You always hear childhood acquaintances of exceptionally successful people say things like, "Even back then, we always knew he would be president," or, "I'm not surprised at all that he became a billionaire." The same holds true for Elena Kagan, who grew up on 75th and West End Avenue on the Upper West Side and was a standout at Hunter College High School (which we personally think is a confusing name for a high school).
Even as a teenager, Ms. Kagan struck her peers and teachers as someone who was bound for greatness, demonstrating an interest in constitutional issues and displaying qualities that made her well suited for a career in the law.
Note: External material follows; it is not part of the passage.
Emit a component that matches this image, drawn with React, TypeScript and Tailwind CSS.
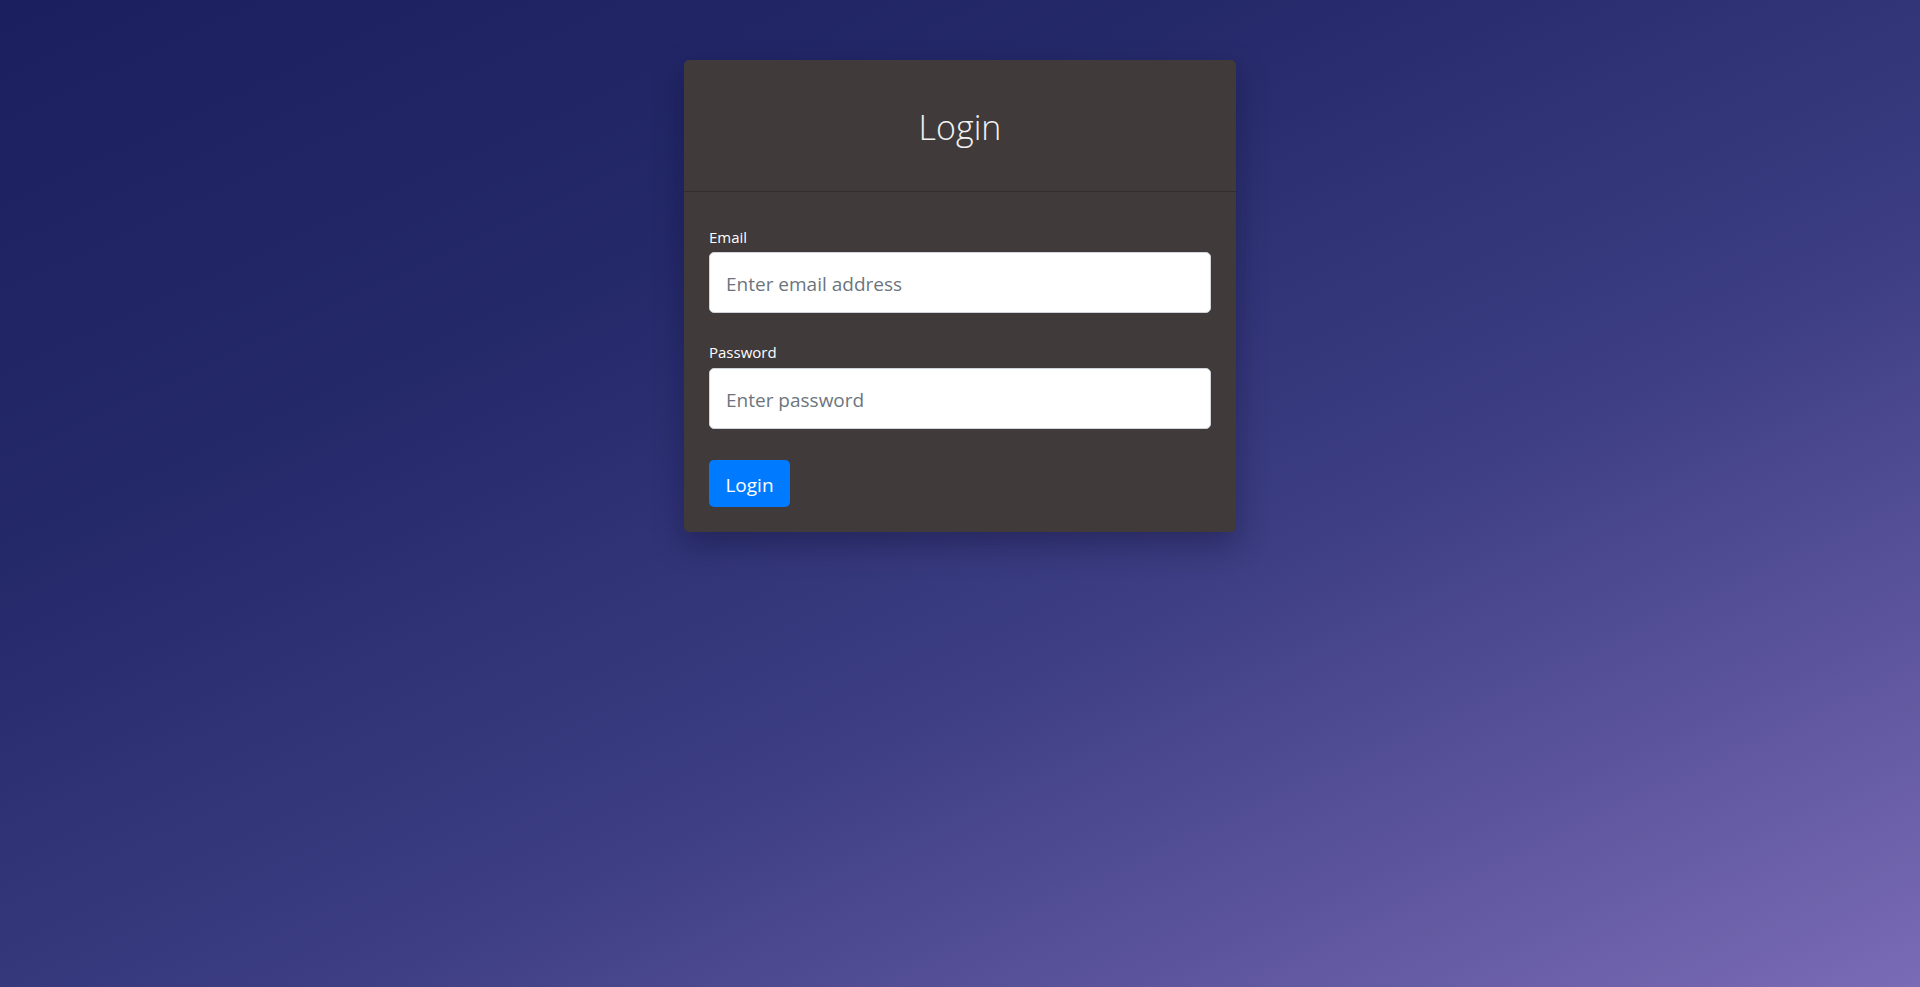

“Honestly, if you had asked us back then who among you would be a Supreme Court justice some day, she’d certainly be on the short list,” [classmate Ellen] Purtell said. “She was always very thoughtful, deliberate and focused and got along with everyone without any drama. Everybody liked her.”
Usually we take such sentiments with a grain of salt that she's a Supreme Court nominee now probably colors one's memory a little bit. We're sure there were people at Hunter who were also "very thoughtful, deliberate, and focused and got along with everyone without any drama" and turned out to be heroin addicts. But in Kagan's case, we don't doubt that people could have seen the high court in her future. Because she forced them to.
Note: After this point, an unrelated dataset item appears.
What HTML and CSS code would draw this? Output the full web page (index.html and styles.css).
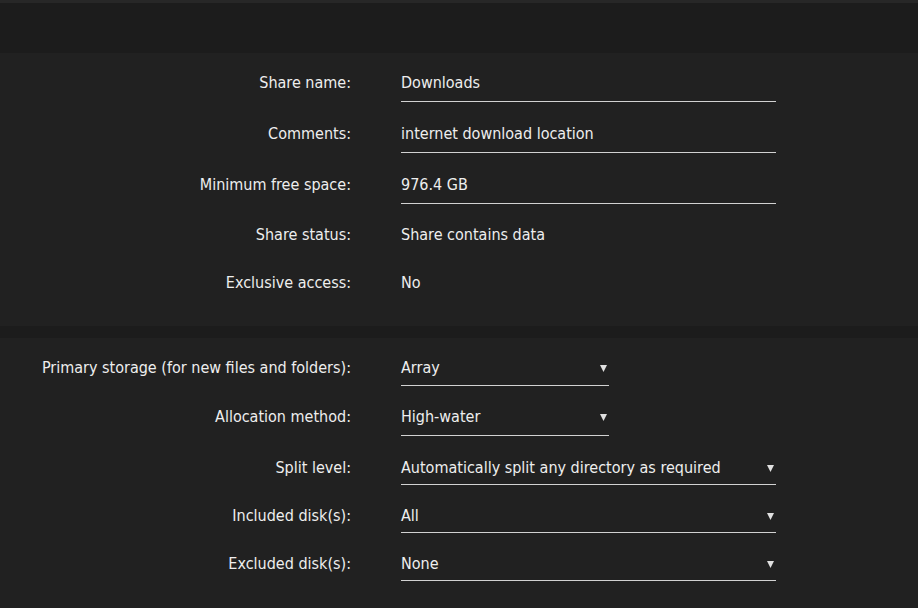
FILE: index.html
```html
<!DOCTYPE html>
<html>
<head>
<meta charset="utf-8">
<link rel="stylesheet" href="styles.css">
</head>
<body>
<div class="topbar"></div>
<section class="panel">
  <div class="row h51">
    <div class="label">Share name:</div>
    <div class="value field">Downloads</div>
  </div>
  <div class="row h51">
    <div class="label">Comments:</div>
    <div class="value field">internet download location</div>
  </div>
  <div class="row h50">
    <div class="label">Minimum free space:</div>
    <div class="value field">976.4 GB</div>
  </div>
  <div class="row h48">
    <div class="label">Share status:</div>
    <div class="value">Share contains data</div>
  </div>
  <div class="row h48">
    <div class="label">Exclusive access:</div>
    <div class="value">No</div>
  </div>
</section>
<section class="panel second">
  <div class="row h50 low1">
    <div class="label">Primary storage (for new files and folders):</div>
    <div class="value field select short"><span>Array</span><svg class="arrow" width="7" height="8" viewBox="0 0 7 8"><polygon points="0,1 7,1 3.5,8" fill="#e0e0e0"/></svg></div>
  </div>
  <div class="row h49">
    <div class="label">Allocation method:</div>
    <div class="value field select short"><span>High-water</span><svg class="arrow" width="7" height="8" viewBox="0 0 7 8"><polygon points="0,1 7,1 3.5,8" fill="#e0e0e0"/></svg></div>
  </div>
  <div class="row h48 low2">
    <div class="label">Split level:</div>
    <div class="value field select"><span>Automatically split any directory as required</span><svg class="arrow" width="7" height="8" viewBox="0 0 7 8"><polygon points="0,1 7,1 3.5,8" fill="#e0e0e0"/></svg></div>
  </div>
  <div class="row h48 low2">
    <div class="label">Included disk(s):</div>
    <div class="value field select"><span>All</span><svg class="arrow" width="7" height="8" viewBox="0 0 7 8"><polygon points="0,1 7,1 3.5,8" fill="#e0e0e0"/></svg></div>
  </div>
  <div class="row h48 low2">
    <div class="label">Excluded disk(s):</div>
    <div class="value field select"><span>None</span><svg class="arrow" width="7" height="8" viewBox="0 0 7 8"><polygon points="0,1 7,1 3.5,8" fill="#e0e0e0"/></svg></div>
  </div>
</section>
</body>
</html>
```
FILE: styles.css
```css
html, body {
  margin: 0;
  padding: 0;
  background: #1c1c1c;
  font-family: "DejaVu Sans Condensed", "DejaVu Sans", sans-serif;
  font-size: 16px;
  color: #eeeeee;
  overflow: hidden;
}
.topbar {
  height: 50px;
  border-top: 3px solid #272727;
  background: #1c1c1c;
}
.panel {
  background: #212121;
  padding: 11px 0 14px;
}
.panel.second {
  margin-top: 12px;
  padding-top: 10px;
  padding-bottom: 20px;
}
.row {
  display: flex;
  column-gap: 50px;
  height: 49px;
}
.row.h51 { height: 51px; }
.row.h50 { height: 50px; }
.row.h49 { height: 49px; }
.row.h48 { height: 48px; }
.label {
  width: 351px;
  text-align: right;
  padding-top: 9px;
  line-height: 20px;
  white-space: nowrap;
}
.value {
  padding-top: 9px;
  line-height: 20px;
  white-space: nowrap;
}
.field {
  width: 375px;
  height: 20px;
  padding-bottom: 8px;
  border-bottom: 1px solid #d2d2d2;
}
.low1 .label, .low1 .value { padding-top: 10px; }
.low1 .field { padding-bottom: 7px; }
.low2 .label, .low2 .value { padding-top: 11px; }
.low2 .field { padding-bottom: 6px; }
.select {
  display: flex;
  align-items: center;
  justify-content: space-between;
}
.select.short {
  width: 208px;
}
.arrow {
  margin-right: 2px;
  margin-top: -1px;
}
```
Although there was nothing judicial about the student government, in her senior yearbook Ms. Kagan, in wire-rimmed aviator glasses and long hair, is pictured on the group’s page wearing a judge’s robe, gavel in hand. Underneath is a quotation from Justice Frankfurter, who was appointed to the Supreme Court by Franklin D. Roosevelt.
“Government,” it reads, “is itself an art, one of the subtlest of arts.”
And in case that wasn't obvious enough:
At least one classmate there, Natalie Bowden, remembers she had an ambitious goal: to become a Supreme Court justice.
“That was a goal from the very beginning,” Ms. Bowden said. “She did talk about it then.”